Luck left out a few important details. Unlike Stewart and Holgorsen, Alvarez hired Bielema from Kansas State to be his defensive coordinator. Bielema spent a year in Madison before being dubbed "head coach in waiting" and then another year apprenticing. Stewart had never met Holgorsen before being told by his boss he was getting a new offensive coordinator.
Luck was more candid in explaining the reasons behind pushing out Stewart. "I didn't believe we had an opportunity to win a national championship with the direction of the program," he said. Fair enough. Most of us felt the same way about the congenial West Virginian from the day he was hastily promoted from interim coach following the Mountaineers' Fiesta Bowl upset of Oklahoma.

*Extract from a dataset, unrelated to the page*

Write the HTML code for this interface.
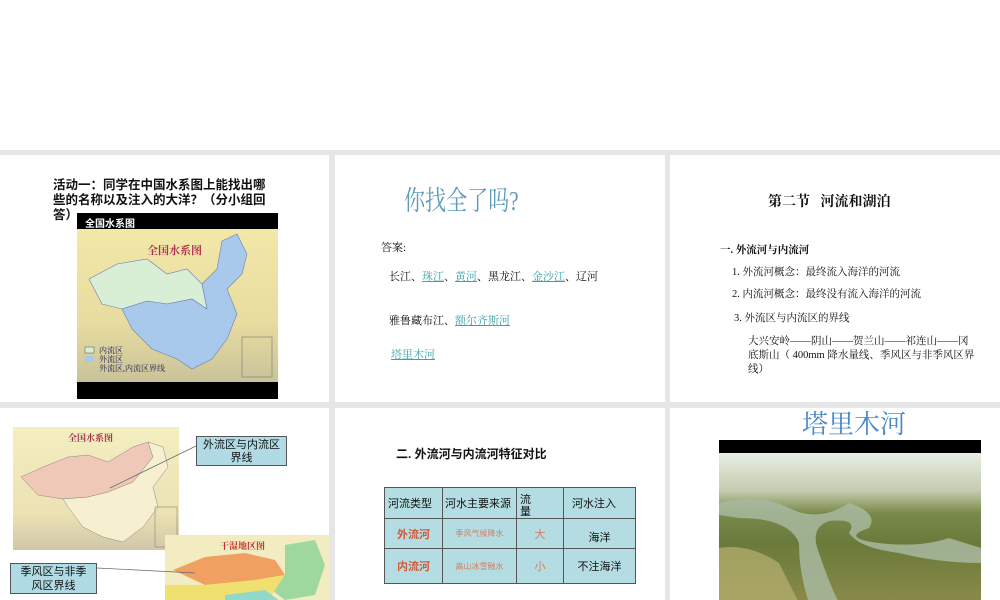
<!DOCTYPE html>
<html><head><meta charset="utf-8"><style>
*{margin:0;padding:0;box-sizing:border-box}
body{width:1000px;height:600px;background:#e6e6e6;position:relative;overflow:hidden;font-family:"Liberation Serif","Noto Serif CJK SC",serif;color:#111}
.top{position:absolute;left:0;top:0;width:1000px;height:150px;background:#fff}
.s{position:absolute;background:#fff;overflow:hidden}
.a{position:absolute;white-space:nowrap}
.sans{font-family:"Liberation Sans","Noto Sans CJK SC",sans-serif}
.lk{color:#3aa3a8;text-decoration:underline}
table{border-collapse:collapse;position:absolute;table-layout:fixed;background:#b3dde2;font-family:"Liberation Sans","Noto Sans CJK SC",sans-serif}
td{border:1px solid #555;font-size:11px;padding:0 3px;vertical-align:middle;white-space:nowrap;overflow:hidden}
</style></head><body>
<div class="top"></div>

<!-- slide 1 -->
<div class="s" style="left:0;top:155px;width:329px;height:247px">
  <div class="a sans" style="left:53px;top:23px;font-size:12.5px;font-weight:bold;line-height:15px;white-space:normal;width:222px;word-break:break-all">活动一：同学在中国水系图上能找出哪些的名称以及注入的大洋？（分小组回答）</div>
  <div class="a" style="left:77px;top:58px;width:201px;height:186px;background:#000">
    <div class="a sans" style="left:8px;top:2px;color:#fff;font-size:10px;font-weight:bold">全国水系图</div>
    <div class="a" style="left:0;top:16px;width:201px;height:153px;background:linear-gradient(#f2e8a8,#e8dca0 60%,#c9c39a)">
      <svg width="201" height="153" style="position:absolute;left:0;top:0">
        <path d="M12,50 L40,35 L70,30 L90,45 L110,40 L125,55 L130,80 L115,70 L90,75 L70,72 L45,80 L25,75 Z" fill="#d8efd6" stroke="#6a7fb0" stroke-width="0.6"/>
        <path d="M145,12 L160,5 L170,25 L165,45 L150,60 L160,85 L150,110 L135,130 L115,140 L100,130 L75,120 L55,100 L45,80 L70,72 L90,75 L115,70 L130,80 L125,55 L140,40 Z" fill="#a8c8ec" stroke="#6a7fb0" stroke-width="0.6"/>
        <text x="70" y="25" font-size="11" fill="#b03050" font-weight="bold" font-family="Noto Serif CJK SC">全国水系图</text>
        <rect x="8" y="118" width="9" height="6" fill="#d8efd6" stroke="#555" stroke-width=".5"/><rect x="8" y="127" width="9" height="6" fill="#a8c8ec"/>
        <text x="22" y="124" font-size="8" fill="#225">内流区</text><text x="22" y="133" font-size="8" fill="#225">外流区</text>
        <text x="22" y="142" font-size="8" fill="#225">外流区,内流区界线</text>
        <rect x="165" y="108" width="30" height="40" fill="none" stroke="#777" stroke-width=".6"/>
      </svg>
    </div>
  </div>
</div>

<!-- slide 2 -->
<div class="s" style="left:335px;top:155px;width:330px;height:247px">
  <div class="a" style="left:69px;top:24px;font-size:27px;color:#5a9bb8;transform:scaleX(0.78);transform-origin:left top;font-family:'Liberation Serif','Noto Serif CJK SC',serif">你找全了吗?</div>
  <div class="a" style="left:46px;top:84px;font-size:11px">答案:</div>
  <div class="a" style="left:54px;top:113px;font-size:11px">长江、<span class="lk">珠江</span>、<span class="lk">黄河</span>、黑龙江、<span class="lk">金沙江</span>、辽河</div>
  <div class="a" style="left:54px;top:157px;font-size:11px">雅鲁藏布江、<span class="lk">额尔齐斯河</span></div>
  <div class="a" style="left:56px;top:191px;font-size:11px"><span class="lk">塔里木河</span></div>
</div>

<!-- slide 3 -->
<div class="s" style="left:670px;top:155px;width:330px;height:247px">
  <div class="a" style="left:98px;top:36px;font-size:14px;font-weight:bold">第二节&nbsp;&nbsp;&nbsp;河流和湖泊</div>
  <div class="a" style="left:50px;top:87px;font-size:10.5px;font-weight:bold">一. 外流河与内流河</div>
  <div class="a" style="left:62px;top:109px;font-size:10.5px">1. 外流河概念：最终流入海洋的河流</div>
  <div class="a" style="left:62px;top:131px;font-size:10.5px">2. 内流河概念：最终没有流入海洋的河流</div>
  <div class="a" style="left:64px;top:155px;font-size:10.5px">3. 外流区与内流区的界线</div>
  <div class="a" style="left:78px;top:180px;font-size:10.5px;line-height:14px;white-space:normal;width:228px;word-break:break-all">大兴安岭——阴山——贺兰山——祁连山——冈底斯山（ 400mm 降水量线、季风区与非季风区界线）</div>
</div>

<!-- slide 4 -->
<div class="s" style="left:0;top:408px;width:329px;height:192px">
  <div class="a" style="left:13px;top:19px;width:166px;height:123px;background:linear-gradient(#f4eec0,#ece2b4 70%,#cfc7a8)">
    <svg width="166" height="123" style="position:absolute;left:0;top:0">
      <path d="M8,50 L30,40 L55,30 L75,28 L95,35 L120,20 L135,15 L140,30 L120,55 L95,65 L75,70 L50,72 L25,68 Z" fill="#f0c8b8" stroke="#888" stroke-width=".5"/>
      <path d="M135,15 L150,20 L155,40 L140,60 L145,80 L130,100 L110,115 L90,110 L70,100 L55,80 L50,72 L75,70 L95,65 L120,55 L140,30 Z" fill="#f6f0d0" stroke="#888" stroke-width=".5"/>
      <text x="55" y="14" font-size="9" fill="#a03050" font-weight="bold" font-family="Noto Serif CJK SC">全国水系图</text>
      <rect x="142" y="80" width="22" height="40" fill="none" stroke="#777" stroke-width=".5"/>
    </svg>
  </div>
  <div class="a" style="left:165px;top:127px;width:165px;height:70px;background:#f2ecc0">
    <svg width="165" height="70" style="position:absolute;left:0;top:0">
      <path d="M8,35 L40,22 L80,18 L110,25 L120,40 L90,45 L40,50 Z" fill="#f0a060"/>
      <path d="M120,10 L150,5 L160,30 L150,60 L120,65 L100,50 L120,40 Z" fill="#9ed89e"/>
      <path d="M0,50 L40,50 L90,45 L120,40 L100,70 L0,70 Z" fill="#f0e070"/>
      <path d="M60,60 L100,55 L120,70 L60,70 Z" fill="#90d8c8"/>
      <text x="55" y="14" font-size="9" fill="#c03030" font-weight="bold" font-family="Noto Serif CJK SC">干湿地区图</text>
    </svg>
  </div>
  <svg width="329" height="192" style="position:absolute;left:0;top:0">
    <line x1="196" y1="38" x2="110" y2="80" stroke="#666" stroke-width=".7"/>
    <line x1="97" y1="160" x2="195" y2="165" stroke="#666" stroke-width=".7"/>
  </svg>
  <div class="a sans" style="left:196px;top:28px;width:91px;height:30px;background:#b0dbe4;border:1px solid #555;font-size:11px;text-align:center;line-height:13px;padding:2px 6px 0;white-space:normal">外流区与内流区界线</div>
  <div class="a sans" style="left:10px;top:155px;width:87px;height:31px;background:#b0dbe4;border:1px solid #555;font-size:11px;text-align:center;line-height:14px;padding:1px 6px 0;white-space:normal">季风区与非季风区界线</div>
</div>

<!-- slide 5 -->
<div class="s" style="left:335px;top:408px;width:330px;height:192px">
  <div class="a sans" style="left:61px;top:37px;font-size:12px;font-weight:bold">二. 外流河与内流河特征对比</div>
  <table style="left:49px;top:79px;width:251px">
    <colgroup><col style="width:58px"><col style="width:74px"><col style="width:47px"><col style="width:72px"></colgroup>
    <tr style="height:28px"><td>河流类型</td><td style="padding:0 2px">河水主要来源</td><td style="line-height:12px;padding-top:6px;vertical-align:top;overflow:visible">流<br>量</td><td style="padding-left:8px">河水注入</td></tr>
    <tr style="height:30px"><td style="color:#d05a3a;font-weight:bold;text-align:center">外流河</td><td style="color:#d08060;font-size:8px;text-align:center">季风气候降水</td><td style="color:#d08060;text-align:center">大</td><td style="text-align:center;padding-top:6px">海洋</td></tr>
    <tr style="height:35px"><td style="color:#d05a3a;font-weight:bold;text-align:center">内流河</td><td style="color:#d08060;font-size:8px;text-align:center">高山冰雪融水</td><td style="color:#d08060;text-align:center">小</td><td style="text-align:center">不注海洋</td></tr>
  </table>
</div>

<!-- slide 6 -->
<div class="s" style="left:670px;top:408px;width:330px;height:192px">
  <div class="a" style="left:132px;top:-4px;font-size:26px;color:#4a88c8;font-family:'Liberation Serif','Noto Serif CJK SC',serif">塔里木河</div>
  <div class="a" style="left:49px;top:32px;width:262px;height:13px;background:#000"></div>
  <div class="a" style="left:49px;top:45px;width:262px;height:150px;background:linear-gradient(#e8eee4 0%,#c4ccb0 25%,#7a8a4a 40%,#6a7a3a 60%,#8a8a4a 100%)">
    <svg width="262" height="150" style="position:absolute;left:0;top:0">
      <path d="M0,50 Q40,40 70,55 T130,50 Q160,60 150,75 Q120,85 160,90 Q200,95 230,85 L262,95 L262,110 Q220,110 180,100 Q140,95 130,80 Q140,65 110,68 Q90,75 100,100 Q110,130 120,150 L90,150 Q80,120 80,90 Q70,65 20,65 L0,62 Z" fill="#a8b8a0" opacity=".85"/>
      <path d="M0,95 Q30,90 60,110 L80,150 L0,150 Z" fill="#b8b070" opacity=".7"/>
    </svg>
  </div>
</div>
</body></html>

But if national championships are the standard in Morgantown, every other coach before Stewart -- including revered Hall of Famer Don Nehlen -- was also a failure, because West Virginia has never won one. Apparently Luck believes the one to pull it off is Holgorsen, an eccentric Leach-like figure (he lived in a hotel during his 11 months in Stillwater) who engineered the nation's most productive offense each of the past two seasons at Houston and Oklahoma State. West Virginia is just three years removed from a BCS bowl appearance and shared this year's Big East title, but Luck believed the program had lost its sizzle.
"Our season ticket base has declined from Stewart's first year to the present time," said Luck. "We've had only two crowds since 2004 under 50,000, and both of those took place in the last couple of years. That to me is an indication that our fans aren't satisfied with the product."
Maryland had a similar but more drastic problem. With the enthusiasm of Friedgen's early tenure (three straight 10-win seasons from 2001-03) a distant memory, the Terps averaged just 39,168 per game this year at 54,000-seat Byrd Stadium. On the field Maryland showed considerable promise, led by freshman quarterback Danny O'Brien, the ACC's Rookie of the Year. But with several assistants expected to follow Franklin to Vanderbilt, Anderson, who called his move a "strategic business decision," made it clear Monday he had no desire to let Friedgen rebuild his staff and continue coaching the current group.
"This was a good football team, and I believe it can be great," Anderson said. Keeping Friedgen, "would not in the best interest of moving the program from good to great."
According to The Washington Post, Maryland offered numerous incentives to entice Friedgen to just retire, including installing his name on the stadium's Ring of Honor. But the man with the school's highest winning percentage (.597) since 1986 wanted to keep coaching. So the school spent $2 million to buy out his final year.
Ultimately, both programs may well be making a positive long-term move. West Virginia fans are already intrigued by Holgorsen. Maryland fans will go gaga if they get Leach (or someone of similar caliber). Both can go about pursuing their goal of becoming the next Auburn, Oregon or Wisconsin.
All it cost was the dignity of two ultra-loyal "geezers" who went a combined 17-7 this season.